_EXERCISE_.
Write out the listing below exactly, and omit any images you find in it.

◆ ◆ ◆

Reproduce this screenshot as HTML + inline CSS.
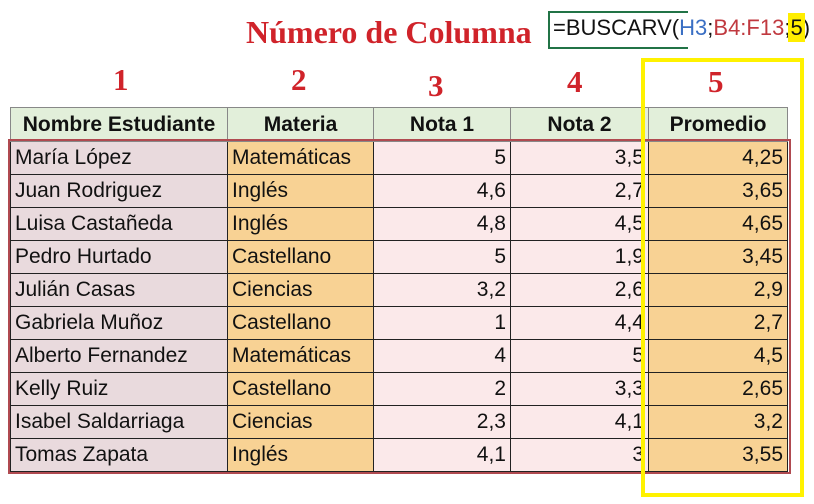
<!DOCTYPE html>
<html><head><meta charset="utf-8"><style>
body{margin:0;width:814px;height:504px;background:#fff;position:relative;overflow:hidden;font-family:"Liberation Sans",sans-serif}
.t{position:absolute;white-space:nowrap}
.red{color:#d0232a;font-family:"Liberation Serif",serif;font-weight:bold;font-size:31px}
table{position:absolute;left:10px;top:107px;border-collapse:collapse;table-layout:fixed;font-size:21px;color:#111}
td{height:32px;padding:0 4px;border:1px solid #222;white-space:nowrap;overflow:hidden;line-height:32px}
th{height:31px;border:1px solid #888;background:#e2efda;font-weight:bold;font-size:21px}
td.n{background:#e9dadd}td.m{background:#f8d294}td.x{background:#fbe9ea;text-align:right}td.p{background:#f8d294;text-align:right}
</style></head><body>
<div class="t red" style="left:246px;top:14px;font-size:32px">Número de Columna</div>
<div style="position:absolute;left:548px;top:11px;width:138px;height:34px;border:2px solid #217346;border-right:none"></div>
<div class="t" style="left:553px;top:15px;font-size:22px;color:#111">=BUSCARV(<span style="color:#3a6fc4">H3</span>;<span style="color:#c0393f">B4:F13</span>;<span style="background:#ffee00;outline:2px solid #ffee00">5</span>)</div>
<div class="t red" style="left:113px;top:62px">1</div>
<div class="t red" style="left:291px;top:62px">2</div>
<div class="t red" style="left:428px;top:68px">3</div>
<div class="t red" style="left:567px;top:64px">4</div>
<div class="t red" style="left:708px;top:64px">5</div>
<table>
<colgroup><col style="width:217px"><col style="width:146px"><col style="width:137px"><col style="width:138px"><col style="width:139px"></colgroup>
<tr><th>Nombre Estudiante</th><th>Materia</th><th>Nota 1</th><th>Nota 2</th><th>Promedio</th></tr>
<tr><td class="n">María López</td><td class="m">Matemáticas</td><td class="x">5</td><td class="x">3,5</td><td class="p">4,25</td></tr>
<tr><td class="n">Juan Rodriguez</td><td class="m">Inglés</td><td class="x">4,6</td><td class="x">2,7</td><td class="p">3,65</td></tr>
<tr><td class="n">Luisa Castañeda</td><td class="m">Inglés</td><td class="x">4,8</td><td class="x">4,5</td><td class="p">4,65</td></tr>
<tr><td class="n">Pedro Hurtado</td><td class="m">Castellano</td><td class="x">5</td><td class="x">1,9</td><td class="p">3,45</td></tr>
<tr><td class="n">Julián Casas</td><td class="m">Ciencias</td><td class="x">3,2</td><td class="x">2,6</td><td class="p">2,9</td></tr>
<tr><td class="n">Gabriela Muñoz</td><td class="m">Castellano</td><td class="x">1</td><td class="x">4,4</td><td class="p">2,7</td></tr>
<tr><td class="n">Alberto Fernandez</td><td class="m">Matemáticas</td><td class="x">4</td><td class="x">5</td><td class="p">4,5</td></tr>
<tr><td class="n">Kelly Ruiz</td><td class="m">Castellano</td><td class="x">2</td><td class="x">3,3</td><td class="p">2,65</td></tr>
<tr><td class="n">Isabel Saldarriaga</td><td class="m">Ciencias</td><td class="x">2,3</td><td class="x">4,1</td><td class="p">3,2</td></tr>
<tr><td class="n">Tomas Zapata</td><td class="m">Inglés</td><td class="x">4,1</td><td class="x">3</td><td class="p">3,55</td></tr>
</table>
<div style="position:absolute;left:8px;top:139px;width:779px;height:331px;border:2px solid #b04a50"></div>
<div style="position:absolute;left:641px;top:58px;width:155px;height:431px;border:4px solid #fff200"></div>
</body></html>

◆ ◆ ◆

_RESULT OF THE TASK_.
Reproduce this screenshot as HTML + inline CSS.
<!DOCTYPE html>
<html><head><meta charset="utf-8"><style>
body{margin:0;width:814px;height:504px;background:#fff;position:relative;overflow:hidden;font-family:"Liberation Sans",sans-serif}
.t{position:absolute;white-space:nowrap}
.red{color:#d0232a;font-family:"Liberation Serif",serif;font-weight:bold;font-size:31px}
table{position:absolute;left:10px;top:107px;border-collapse:collapse;table-layout:fixed;font-size:21px;color:#111}
td{height:32px;padding:0 4px;border:1px solid #222;white-space:nowrap;overflow:hidden;line-height:32px}
th{height:31px;border:1px solid #888;background:#e2efda;font-weight:bold;font-size:21px}
td.n{background:#e9dadd}td.m{background:#f8d294}td.x{background:#fbe9ea;text-align:right}td.p{background:#f8d294;text-align:right}
</style></head><body>
<div class="t red" style="left:246px;top:14px;font-size:32px">Número de Columna</div>
<div style="position:absolute;left:548px;top:11px;width:138px;height:34px;border:2px solid #217346;border-right:none"></div>
<div class="t" style="left:553px;top:15px;font-size:22px;color:#111">=BUSCARV(<span style="color:#3a6fc4">H3</span>;<span style="color:#c0393f">B4:F13</span>;<span style="background:#ffee00;outline:2px solid #ffee00">5</span>)</div>
<div class="t red" style="left:113px;top:62px">1</div>
<div class="t red" style="left:291px;top:62px">2</div>
<div class="t red" style="left:428px;top:68px">3</div>
<div class="t red" style="left:567px;top:64px">4</div>
<div class="t red" style="left:708px;top:64px">5</div>
<table>
<colgroup><col style="width:217px"><col style="width:146px"><col style="width:137px"><col style="width:138px"><col style="width:139px"></colgroup>
<tr><th>Nombre Estudiante</th><th>Materia</th><th>Nota 1</th><th>Nota 2</th><th>Promedio</th></tr>
<tr><td class="n">María López</td><td class="m">Matemáticas</td><td class="x">5</td><td class="x">3,5</td><td class="p">4,25</td></tr>
<tr><td class="n">Juan Rodriguez</td><td class="m">Inglés</td><td class="x">4,6</td><td class="x">2,7</td><td class="p">3,65</td></tr>
<tr><td class="n">Luisa Castañeda</td><td class="m">Inglés</td><td class="x">4,8</td><td class="x">4,5</td><td class="p">4,65</td></tr>
<tr><td class="n">Pedro Hurtado</td><td class="m">Castellano</td><td class="x">5</td><td class="x">1,9</td><td class="p">3,45</td></tr>
<tr><td class="n">Julián Casas</td><td class="m">Ciencias</td><td class="x">3,2</td><td class="x">2,6</td><td class="p">2,9</td></tr>
<tr><td class="n">Gabriela Muñoz</td><td class="m">Castellano</td><td class="x">1</td><td class="x">4,4</td><td class="p">2,7</td></tr>
<tr><td class="n">Alberto Fernandez</td><td class="m">Matemáticas</td><td class="x">4</td><td class="x">5</td><td class="p">4,5</td></tr>
<tr><td class="n">Kelly Ruiz</td><td class="m">Castellano</td><td class="x">2</td><td class="x">3,3</td><td class="p">2,65</td></tr>
<tr><td class="n">Isabel Saldarriaga</td><td class="m">Ciencias</td><td class="x">2,3</td><td class="x">4,1</td><td class="p">3,2</td></tr>
<tr><td class="n">Tomas Zapata</td><td class="m">Inglés</td><td class="x">4,1</td><td class="x">3</td><td class="p">3,55</td></tr>
</table>
<div style="position:absolute;left:8px;top:139px;width:779px;height:331px;border:2px solid #b04a50"></div>
<div style="position:absolute;left:641px;top:58px;width:155px;height:431px;border:4px solid #fff200"></div>
</body></html>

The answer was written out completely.